- Aim of the task: Using the material below, print a verbatim copy of every line from the one containing "Rebuild this screenshot" through the one containing "const SLOTS = ['08:30", inclusive, and omit the pictures.

- Exercise inputs:
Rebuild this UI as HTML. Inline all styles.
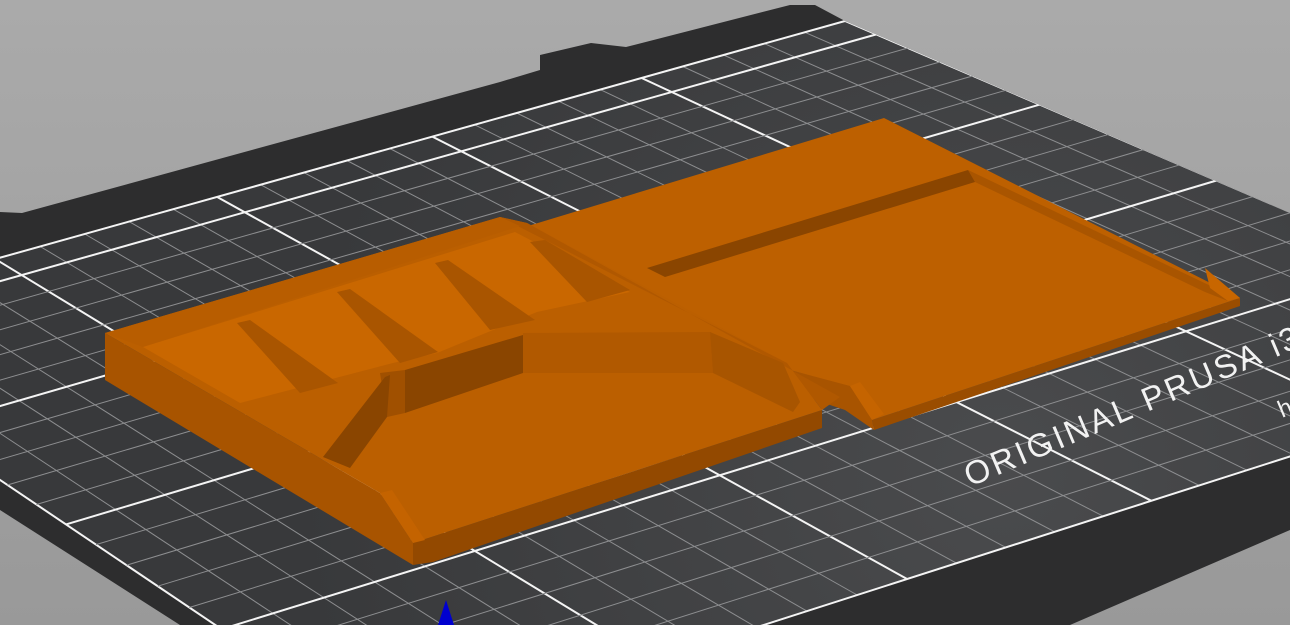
...
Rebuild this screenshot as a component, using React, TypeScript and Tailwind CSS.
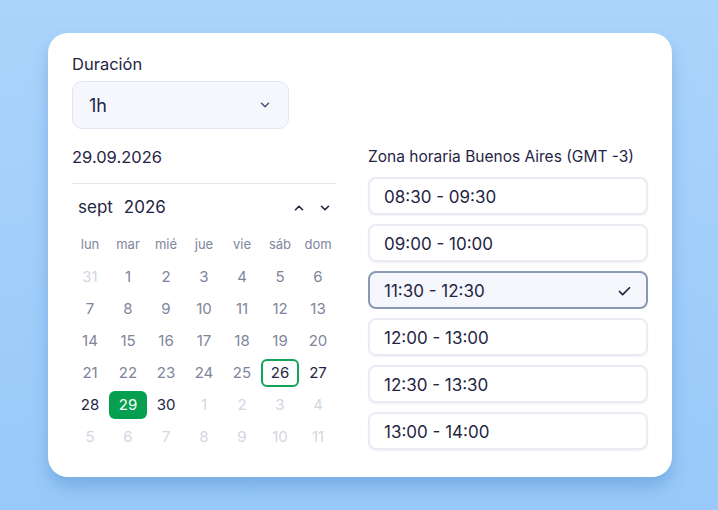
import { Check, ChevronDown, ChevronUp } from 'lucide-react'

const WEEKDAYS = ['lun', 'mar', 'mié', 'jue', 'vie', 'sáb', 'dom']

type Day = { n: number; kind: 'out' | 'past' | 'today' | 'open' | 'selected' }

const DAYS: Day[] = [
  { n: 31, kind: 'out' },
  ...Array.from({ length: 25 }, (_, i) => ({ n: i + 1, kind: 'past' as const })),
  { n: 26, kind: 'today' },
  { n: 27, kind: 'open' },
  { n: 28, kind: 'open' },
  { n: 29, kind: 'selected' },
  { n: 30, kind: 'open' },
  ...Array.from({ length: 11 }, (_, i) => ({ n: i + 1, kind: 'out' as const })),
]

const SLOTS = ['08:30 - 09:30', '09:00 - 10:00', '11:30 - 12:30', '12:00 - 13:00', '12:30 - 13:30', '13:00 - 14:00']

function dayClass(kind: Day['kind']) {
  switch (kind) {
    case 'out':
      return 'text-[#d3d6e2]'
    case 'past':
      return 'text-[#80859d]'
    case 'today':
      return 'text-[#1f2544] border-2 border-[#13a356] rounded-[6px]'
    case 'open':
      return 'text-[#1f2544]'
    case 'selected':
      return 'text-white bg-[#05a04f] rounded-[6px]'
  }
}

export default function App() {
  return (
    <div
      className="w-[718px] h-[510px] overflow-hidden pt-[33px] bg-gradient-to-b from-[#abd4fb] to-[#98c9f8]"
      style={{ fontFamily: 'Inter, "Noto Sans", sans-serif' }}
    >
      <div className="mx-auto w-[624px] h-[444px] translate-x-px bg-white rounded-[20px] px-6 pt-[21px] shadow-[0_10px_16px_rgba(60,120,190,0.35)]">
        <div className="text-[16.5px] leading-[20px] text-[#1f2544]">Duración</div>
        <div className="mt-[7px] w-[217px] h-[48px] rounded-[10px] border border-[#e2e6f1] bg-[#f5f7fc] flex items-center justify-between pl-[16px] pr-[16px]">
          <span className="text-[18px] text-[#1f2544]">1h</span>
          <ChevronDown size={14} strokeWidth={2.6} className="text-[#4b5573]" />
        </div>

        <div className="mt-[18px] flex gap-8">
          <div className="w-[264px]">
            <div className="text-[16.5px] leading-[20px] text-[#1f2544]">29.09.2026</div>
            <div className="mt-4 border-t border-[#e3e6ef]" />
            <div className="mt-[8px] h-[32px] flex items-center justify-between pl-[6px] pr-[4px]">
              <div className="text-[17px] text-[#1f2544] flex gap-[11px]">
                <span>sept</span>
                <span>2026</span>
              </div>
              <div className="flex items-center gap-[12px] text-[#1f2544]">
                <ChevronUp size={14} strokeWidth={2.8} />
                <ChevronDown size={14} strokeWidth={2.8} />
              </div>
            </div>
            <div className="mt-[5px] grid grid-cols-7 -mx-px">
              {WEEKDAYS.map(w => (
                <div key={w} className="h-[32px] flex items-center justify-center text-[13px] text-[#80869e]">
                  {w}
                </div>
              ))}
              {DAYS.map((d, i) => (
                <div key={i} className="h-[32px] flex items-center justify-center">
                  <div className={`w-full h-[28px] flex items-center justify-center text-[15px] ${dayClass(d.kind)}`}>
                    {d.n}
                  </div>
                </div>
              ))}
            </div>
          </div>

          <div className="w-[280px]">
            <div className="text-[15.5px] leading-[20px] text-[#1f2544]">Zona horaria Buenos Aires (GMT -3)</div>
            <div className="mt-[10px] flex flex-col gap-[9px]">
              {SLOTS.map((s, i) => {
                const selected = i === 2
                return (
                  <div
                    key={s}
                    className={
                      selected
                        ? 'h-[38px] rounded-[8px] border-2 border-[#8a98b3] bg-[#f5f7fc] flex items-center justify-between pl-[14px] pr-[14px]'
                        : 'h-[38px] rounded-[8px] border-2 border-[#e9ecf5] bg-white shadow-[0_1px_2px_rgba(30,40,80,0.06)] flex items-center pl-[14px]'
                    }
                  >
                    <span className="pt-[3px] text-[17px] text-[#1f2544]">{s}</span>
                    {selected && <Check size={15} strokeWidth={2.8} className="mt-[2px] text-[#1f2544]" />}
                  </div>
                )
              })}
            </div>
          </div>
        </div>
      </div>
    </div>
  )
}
--
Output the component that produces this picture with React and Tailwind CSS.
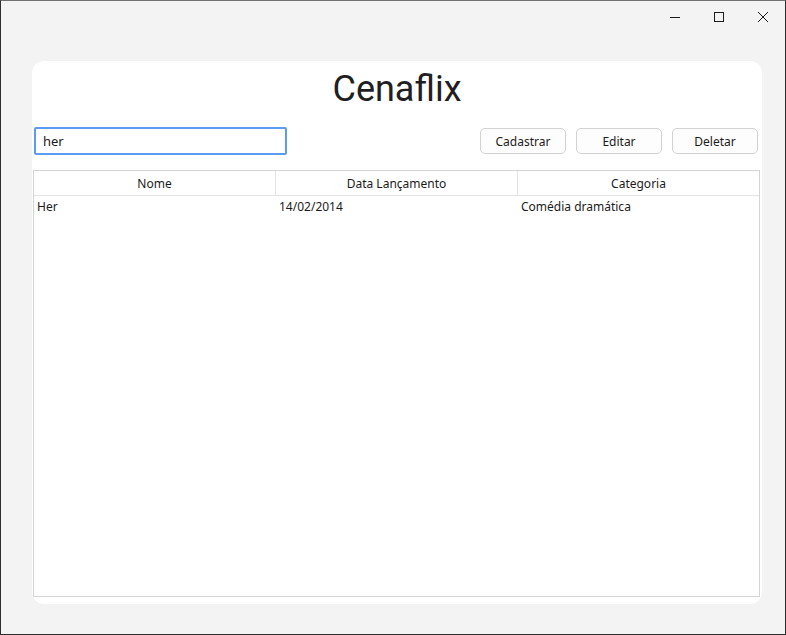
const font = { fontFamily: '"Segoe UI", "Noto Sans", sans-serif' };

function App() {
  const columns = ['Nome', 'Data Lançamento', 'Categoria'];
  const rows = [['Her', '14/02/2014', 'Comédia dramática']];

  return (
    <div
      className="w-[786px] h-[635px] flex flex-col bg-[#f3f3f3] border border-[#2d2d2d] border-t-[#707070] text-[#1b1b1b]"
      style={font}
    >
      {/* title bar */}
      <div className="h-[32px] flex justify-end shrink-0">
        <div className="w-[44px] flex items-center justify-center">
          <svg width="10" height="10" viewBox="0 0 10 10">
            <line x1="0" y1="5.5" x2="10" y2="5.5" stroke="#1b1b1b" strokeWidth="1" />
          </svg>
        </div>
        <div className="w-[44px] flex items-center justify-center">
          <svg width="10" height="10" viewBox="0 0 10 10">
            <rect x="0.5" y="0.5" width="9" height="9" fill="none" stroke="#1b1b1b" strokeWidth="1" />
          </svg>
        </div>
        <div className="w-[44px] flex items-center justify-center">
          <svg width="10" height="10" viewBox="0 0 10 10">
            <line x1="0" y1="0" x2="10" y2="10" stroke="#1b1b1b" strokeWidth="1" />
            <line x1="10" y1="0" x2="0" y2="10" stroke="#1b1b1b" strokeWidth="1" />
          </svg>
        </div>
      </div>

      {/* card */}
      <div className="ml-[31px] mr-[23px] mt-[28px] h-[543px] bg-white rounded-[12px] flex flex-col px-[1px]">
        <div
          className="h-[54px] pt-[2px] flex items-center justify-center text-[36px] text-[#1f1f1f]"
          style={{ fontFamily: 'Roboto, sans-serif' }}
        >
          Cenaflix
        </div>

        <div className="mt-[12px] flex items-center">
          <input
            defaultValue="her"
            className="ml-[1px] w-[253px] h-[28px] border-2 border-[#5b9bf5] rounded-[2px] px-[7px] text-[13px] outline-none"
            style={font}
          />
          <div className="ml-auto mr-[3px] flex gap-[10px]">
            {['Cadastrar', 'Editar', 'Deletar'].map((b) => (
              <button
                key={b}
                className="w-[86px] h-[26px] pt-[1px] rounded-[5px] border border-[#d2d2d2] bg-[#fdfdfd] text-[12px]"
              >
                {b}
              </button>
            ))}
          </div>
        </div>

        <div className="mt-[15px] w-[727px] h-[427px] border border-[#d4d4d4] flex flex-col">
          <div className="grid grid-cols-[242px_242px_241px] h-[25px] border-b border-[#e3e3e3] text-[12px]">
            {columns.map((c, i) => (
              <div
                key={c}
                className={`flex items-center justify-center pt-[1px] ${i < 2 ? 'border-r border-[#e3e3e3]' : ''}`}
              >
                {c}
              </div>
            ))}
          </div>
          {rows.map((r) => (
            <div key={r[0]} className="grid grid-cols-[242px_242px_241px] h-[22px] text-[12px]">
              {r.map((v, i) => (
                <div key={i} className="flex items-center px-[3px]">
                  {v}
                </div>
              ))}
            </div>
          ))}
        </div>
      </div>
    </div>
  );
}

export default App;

- Output below:
Rebuild this screenshot as a component, using React, TypeScript and Tailwind CSS.
import { Check, ChevronDown, ChevronUp } from 'lucide-react'

const WEEKDAYS = ['lun', 'mar', 'mié', 'jue', 'vie', 'sáb', 'dom']

type Day = { n: number; kind: 'out' | 'past' | 'today' | 'open' | 'selected' }

const DAYS: Day[] = [
  { n: 31, kind: 'out' },
  ...Array.from({ length: 25 }, (_, i) => ({ n: i + 1, kind: 'past' as const })),
  { n: 26, kind: 'today' },
  { n: 27, kind: 'open' },
  { n: 28, kind: 'open' },
  { n: 29, kind: 'selected' },
  { n: 30, kind: 'open' },
  ...Array.from({ length: 11 }, (_, i) => ({ n: i + 1, kind: 'out' as const })),
]

const SLOTS = ['08:30 - 09:30', '09:00 - 10:00', '11:30 - 12:30', '12:00 - 13:00', '12:30 - 13:30', '13:00 - 14:00']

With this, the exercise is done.